Update V: Andrew Adonis:

I was shocked by the Lib Dem proposal, in our negotiating session with them, that the alternative vote should be introduced before a referendum, as “a big down-payment we need to go in with you” (in the words of one Lib Dem negotiator). The commitment in their coalition agreement with the Tories to gerrymander the fundamental basis of parliamentary legitimacy – proposing that votes of confidence will henceforth require the support of 55% of MPs – is presumably another such unprincipled “down-payment”.

Dizzy dubs it the Cameron Politburo.

Update VI: There’s a No to 55% campaign now (and a Facebook group). Talk Issues lays out pros and cons. MP Tom Harris is fuming.

Update VII: Twitter’s @loveandgarbage points to Scottish fixed term parliaments as a model.
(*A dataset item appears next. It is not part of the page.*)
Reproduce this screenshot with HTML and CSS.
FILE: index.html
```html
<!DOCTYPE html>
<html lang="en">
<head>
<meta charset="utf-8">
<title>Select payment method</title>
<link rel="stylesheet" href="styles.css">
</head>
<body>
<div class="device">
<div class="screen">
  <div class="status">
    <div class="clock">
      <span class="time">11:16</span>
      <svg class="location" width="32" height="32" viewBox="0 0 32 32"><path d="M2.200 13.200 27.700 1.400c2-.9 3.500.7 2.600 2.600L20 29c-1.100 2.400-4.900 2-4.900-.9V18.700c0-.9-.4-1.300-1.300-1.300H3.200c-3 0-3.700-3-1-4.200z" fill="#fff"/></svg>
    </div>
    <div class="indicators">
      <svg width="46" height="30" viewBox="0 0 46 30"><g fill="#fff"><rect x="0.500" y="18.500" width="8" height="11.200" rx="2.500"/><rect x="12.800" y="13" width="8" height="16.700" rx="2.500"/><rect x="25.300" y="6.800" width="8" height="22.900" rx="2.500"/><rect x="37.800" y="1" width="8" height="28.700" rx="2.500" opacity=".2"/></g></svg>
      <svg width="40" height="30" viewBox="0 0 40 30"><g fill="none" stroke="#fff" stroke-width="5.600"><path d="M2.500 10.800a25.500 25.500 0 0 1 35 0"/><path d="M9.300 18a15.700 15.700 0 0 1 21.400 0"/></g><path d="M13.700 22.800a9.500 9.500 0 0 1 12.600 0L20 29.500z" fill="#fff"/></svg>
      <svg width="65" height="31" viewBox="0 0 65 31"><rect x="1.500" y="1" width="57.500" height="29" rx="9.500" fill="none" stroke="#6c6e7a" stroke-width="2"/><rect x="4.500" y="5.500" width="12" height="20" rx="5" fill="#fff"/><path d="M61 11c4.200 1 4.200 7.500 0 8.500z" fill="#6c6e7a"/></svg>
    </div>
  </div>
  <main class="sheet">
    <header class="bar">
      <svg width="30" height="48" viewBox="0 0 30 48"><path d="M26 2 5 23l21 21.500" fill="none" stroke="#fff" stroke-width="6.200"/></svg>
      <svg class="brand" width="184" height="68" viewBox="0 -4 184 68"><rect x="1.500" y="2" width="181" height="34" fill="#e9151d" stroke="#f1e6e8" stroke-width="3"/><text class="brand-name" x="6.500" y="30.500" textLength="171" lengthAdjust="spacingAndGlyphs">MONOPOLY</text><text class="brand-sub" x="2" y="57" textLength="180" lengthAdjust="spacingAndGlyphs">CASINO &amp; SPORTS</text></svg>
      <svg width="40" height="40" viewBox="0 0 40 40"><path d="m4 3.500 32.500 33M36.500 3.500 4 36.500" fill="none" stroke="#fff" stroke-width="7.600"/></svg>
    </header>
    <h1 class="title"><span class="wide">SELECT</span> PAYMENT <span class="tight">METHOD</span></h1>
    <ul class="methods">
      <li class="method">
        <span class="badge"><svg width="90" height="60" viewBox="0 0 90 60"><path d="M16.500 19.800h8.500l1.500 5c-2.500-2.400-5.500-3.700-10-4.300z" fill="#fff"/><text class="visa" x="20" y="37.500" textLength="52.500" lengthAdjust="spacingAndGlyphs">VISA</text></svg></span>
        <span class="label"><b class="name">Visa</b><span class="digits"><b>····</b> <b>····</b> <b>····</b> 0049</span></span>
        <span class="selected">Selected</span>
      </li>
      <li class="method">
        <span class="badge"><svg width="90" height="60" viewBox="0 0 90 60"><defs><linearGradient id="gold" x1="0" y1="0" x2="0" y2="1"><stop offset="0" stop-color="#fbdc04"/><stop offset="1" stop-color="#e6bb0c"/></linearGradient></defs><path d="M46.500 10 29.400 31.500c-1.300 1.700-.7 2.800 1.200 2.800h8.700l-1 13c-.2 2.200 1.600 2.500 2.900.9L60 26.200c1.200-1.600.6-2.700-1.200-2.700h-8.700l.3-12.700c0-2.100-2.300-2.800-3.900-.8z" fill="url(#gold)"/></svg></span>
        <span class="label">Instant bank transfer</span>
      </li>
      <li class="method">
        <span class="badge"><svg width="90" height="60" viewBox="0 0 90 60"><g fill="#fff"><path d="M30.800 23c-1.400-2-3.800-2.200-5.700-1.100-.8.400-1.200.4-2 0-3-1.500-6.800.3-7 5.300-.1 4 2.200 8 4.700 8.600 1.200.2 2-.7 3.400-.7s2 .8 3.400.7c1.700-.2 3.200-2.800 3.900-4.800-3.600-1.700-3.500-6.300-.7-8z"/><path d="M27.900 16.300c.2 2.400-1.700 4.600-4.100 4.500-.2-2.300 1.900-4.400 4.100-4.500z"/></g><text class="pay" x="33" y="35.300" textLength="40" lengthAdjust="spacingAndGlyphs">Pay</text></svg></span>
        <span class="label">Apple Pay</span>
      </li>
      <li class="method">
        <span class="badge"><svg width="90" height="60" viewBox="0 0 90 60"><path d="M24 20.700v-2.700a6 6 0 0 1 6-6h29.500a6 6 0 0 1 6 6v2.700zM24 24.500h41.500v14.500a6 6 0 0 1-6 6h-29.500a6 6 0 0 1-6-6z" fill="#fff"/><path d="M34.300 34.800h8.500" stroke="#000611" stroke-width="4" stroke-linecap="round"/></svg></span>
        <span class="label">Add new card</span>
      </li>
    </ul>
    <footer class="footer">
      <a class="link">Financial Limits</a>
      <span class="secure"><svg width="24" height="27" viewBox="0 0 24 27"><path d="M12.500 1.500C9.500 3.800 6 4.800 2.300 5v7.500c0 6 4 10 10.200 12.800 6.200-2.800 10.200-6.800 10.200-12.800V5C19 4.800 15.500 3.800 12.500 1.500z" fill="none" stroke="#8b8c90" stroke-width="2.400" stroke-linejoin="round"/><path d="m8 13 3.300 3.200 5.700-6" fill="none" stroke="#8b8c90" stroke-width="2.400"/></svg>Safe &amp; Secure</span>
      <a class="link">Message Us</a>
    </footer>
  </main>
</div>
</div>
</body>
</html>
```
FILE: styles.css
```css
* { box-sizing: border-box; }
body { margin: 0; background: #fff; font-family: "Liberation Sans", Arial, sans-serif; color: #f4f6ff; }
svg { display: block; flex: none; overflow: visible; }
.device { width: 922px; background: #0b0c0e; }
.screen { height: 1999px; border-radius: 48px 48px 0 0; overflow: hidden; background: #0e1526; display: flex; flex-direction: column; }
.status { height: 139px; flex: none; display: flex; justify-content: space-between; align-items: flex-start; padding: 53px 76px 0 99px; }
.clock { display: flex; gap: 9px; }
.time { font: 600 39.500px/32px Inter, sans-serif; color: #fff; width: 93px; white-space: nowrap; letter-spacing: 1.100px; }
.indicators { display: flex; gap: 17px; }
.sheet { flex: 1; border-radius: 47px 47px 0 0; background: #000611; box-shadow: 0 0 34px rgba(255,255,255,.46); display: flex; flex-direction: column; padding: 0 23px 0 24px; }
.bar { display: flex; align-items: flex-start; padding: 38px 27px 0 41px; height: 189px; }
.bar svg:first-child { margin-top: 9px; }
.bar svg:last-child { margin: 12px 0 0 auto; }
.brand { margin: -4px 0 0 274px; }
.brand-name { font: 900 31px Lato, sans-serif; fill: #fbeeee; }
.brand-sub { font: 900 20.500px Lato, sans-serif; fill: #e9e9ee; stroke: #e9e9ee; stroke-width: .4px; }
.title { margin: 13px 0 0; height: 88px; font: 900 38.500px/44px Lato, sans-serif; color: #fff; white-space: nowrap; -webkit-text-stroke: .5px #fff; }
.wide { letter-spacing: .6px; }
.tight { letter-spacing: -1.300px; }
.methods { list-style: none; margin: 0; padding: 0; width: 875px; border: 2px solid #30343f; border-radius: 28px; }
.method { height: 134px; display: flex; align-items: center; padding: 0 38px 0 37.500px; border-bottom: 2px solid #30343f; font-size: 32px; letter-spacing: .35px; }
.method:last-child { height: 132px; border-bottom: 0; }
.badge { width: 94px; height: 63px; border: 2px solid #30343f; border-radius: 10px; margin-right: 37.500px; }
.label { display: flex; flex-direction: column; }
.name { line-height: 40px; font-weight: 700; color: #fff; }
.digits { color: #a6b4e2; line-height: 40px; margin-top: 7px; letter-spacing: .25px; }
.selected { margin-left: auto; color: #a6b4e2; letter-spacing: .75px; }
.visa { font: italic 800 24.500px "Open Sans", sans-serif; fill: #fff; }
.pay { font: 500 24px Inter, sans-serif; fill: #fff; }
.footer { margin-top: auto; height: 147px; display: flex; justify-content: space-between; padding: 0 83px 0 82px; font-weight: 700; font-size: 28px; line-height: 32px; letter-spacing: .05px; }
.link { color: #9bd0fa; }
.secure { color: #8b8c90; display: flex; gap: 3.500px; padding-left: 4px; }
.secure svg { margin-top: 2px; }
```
According to the Scotland Act 1998, the Parliament can be dissolved if “not less than two-thirds of the total number of seats for  members of the Parliament” vote in favour.
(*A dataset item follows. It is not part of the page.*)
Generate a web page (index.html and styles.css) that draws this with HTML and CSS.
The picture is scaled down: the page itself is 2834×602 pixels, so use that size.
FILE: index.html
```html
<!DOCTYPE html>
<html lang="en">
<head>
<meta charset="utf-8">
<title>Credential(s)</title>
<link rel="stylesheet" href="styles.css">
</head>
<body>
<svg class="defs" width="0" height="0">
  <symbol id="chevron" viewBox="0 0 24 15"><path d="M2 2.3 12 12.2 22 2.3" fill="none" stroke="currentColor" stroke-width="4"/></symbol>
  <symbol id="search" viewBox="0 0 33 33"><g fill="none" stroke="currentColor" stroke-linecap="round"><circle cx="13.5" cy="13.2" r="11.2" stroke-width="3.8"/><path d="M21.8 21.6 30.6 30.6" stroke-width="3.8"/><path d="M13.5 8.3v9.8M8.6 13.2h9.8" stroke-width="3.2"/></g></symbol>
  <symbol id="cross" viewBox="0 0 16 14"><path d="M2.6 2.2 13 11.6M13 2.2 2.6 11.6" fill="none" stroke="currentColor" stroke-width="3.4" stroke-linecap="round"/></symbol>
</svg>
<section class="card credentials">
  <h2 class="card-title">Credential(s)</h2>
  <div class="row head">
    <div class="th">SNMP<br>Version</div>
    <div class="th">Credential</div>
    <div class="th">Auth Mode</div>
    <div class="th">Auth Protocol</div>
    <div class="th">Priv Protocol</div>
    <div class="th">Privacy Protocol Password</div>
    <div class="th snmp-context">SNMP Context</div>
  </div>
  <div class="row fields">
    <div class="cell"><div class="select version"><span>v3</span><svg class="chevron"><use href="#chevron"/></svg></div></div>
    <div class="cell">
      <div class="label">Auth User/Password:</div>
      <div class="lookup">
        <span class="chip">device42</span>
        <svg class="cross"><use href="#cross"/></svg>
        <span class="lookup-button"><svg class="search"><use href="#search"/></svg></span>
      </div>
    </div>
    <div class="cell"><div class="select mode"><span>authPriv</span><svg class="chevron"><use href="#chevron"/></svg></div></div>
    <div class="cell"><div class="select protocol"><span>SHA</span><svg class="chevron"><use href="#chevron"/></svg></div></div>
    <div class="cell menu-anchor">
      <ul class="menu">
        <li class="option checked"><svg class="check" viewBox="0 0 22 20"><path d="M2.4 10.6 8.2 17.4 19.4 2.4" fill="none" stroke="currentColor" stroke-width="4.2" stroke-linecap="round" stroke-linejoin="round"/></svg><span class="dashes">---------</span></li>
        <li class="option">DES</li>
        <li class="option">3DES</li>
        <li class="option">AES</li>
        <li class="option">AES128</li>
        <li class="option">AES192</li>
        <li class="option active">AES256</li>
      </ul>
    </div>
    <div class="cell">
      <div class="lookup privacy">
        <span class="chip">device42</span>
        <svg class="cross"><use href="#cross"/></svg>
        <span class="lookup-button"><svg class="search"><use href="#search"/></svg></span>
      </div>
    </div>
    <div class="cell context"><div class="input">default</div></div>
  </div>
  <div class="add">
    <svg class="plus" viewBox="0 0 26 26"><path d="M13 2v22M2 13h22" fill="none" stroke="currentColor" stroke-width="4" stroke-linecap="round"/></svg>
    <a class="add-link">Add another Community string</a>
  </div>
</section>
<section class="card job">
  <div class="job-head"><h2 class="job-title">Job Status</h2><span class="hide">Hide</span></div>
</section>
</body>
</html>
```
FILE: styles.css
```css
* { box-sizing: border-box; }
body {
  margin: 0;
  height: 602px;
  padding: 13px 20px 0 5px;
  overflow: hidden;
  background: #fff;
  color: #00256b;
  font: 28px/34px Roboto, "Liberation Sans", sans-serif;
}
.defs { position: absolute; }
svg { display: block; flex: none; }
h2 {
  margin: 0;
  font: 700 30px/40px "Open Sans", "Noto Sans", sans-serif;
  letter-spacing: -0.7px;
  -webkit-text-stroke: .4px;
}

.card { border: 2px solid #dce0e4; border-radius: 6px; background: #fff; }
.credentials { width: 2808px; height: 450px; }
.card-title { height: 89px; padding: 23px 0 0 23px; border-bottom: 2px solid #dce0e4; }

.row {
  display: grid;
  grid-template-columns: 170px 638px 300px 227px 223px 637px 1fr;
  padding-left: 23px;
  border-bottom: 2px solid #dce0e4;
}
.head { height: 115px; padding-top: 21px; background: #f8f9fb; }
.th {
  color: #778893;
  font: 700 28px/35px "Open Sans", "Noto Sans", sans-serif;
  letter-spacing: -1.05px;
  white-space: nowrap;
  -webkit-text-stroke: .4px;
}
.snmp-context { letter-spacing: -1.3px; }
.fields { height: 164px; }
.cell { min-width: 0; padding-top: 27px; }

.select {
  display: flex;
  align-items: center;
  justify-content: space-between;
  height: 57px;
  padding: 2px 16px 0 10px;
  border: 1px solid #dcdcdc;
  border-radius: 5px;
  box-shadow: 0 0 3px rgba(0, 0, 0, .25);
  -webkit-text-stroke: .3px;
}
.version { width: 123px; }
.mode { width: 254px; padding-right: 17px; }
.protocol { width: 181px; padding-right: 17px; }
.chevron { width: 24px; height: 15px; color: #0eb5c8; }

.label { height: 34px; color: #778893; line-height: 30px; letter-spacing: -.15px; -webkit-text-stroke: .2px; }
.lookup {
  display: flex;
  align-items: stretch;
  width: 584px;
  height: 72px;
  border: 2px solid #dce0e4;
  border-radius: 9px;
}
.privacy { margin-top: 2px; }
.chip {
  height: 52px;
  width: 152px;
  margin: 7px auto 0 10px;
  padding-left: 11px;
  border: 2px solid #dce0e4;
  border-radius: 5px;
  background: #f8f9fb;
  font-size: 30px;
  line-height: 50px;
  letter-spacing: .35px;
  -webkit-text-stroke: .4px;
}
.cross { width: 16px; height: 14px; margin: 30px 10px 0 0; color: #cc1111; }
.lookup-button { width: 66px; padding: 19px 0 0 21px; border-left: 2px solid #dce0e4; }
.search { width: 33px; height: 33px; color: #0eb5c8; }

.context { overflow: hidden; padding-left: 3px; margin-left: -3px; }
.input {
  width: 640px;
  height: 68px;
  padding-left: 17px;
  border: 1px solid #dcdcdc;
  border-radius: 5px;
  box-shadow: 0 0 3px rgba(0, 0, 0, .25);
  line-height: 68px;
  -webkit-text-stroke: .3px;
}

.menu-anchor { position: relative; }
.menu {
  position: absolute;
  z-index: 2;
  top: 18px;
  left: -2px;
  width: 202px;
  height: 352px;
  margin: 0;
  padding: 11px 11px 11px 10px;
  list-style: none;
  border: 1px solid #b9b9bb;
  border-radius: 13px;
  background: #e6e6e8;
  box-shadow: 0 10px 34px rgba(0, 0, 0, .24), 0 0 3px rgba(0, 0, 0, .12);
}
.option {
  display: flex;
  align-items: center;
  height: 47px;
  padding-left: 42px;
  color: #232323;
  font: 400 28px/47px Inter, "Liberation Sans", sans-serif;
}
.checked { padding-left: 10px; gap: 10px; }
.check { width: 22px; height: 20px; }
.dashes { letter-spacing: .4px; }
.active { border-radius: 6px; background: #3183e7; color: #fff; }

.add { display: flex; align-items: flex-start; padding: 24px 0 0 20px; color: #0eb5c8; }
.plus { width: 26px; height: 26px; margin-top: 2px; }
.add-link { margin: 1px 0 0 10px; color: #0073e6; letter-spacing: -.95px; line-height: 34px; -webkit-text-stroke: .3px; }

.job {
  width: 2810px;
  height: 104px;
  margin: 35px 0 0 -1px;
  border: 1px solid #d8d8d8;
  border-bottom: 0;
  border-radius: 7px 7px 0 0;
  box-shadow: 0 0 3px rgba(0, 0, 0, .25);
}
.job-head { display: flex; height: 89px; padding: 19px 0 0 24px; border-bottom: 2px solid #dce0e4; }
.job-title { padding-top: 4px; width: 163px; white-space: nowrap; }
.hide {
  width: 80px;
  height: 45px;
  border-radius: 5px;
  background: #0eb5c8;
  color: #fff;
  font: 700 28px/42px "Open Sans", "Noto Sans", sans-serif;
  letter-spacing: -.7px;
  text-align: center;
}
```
The First Minister must resign if s/he loses a confidence vote on a simple majority. A new First Minister then has 28 days to put together a working majority. If no-one can do that, then an election is automatically triggered.

So the Scottish model separates confidence (50%) from dissolution (two thirds), while ensuring that the turbulent process of forming a new government after a lost confidence vote can ‘only’ last for a month, before an election automatically kicks in.

Of note, of course, is that the proposed threshold is lower than in Scotland – allowing governments with a comfortable majority (e.g. the first two New Labour terms) to trigger an election at will.

Still think we need more detail on what Cameron and Clegg are proposing for Westminster and how it will follow or differ from the Scottish model.

Update VIIILeft Foot Forward has a briefing note from UCL. More too from @loveandgarbage – a Scottish lawyer, it seems – here. “I sit bemused, wondering why has no-one from the coalition been able to present what is a perfectly presentable case,” he concludes.

I concur. Whether not this is the right constitutional route to take, the communication around it has been awful – convincing a growing number of people that something nefarious is afoot.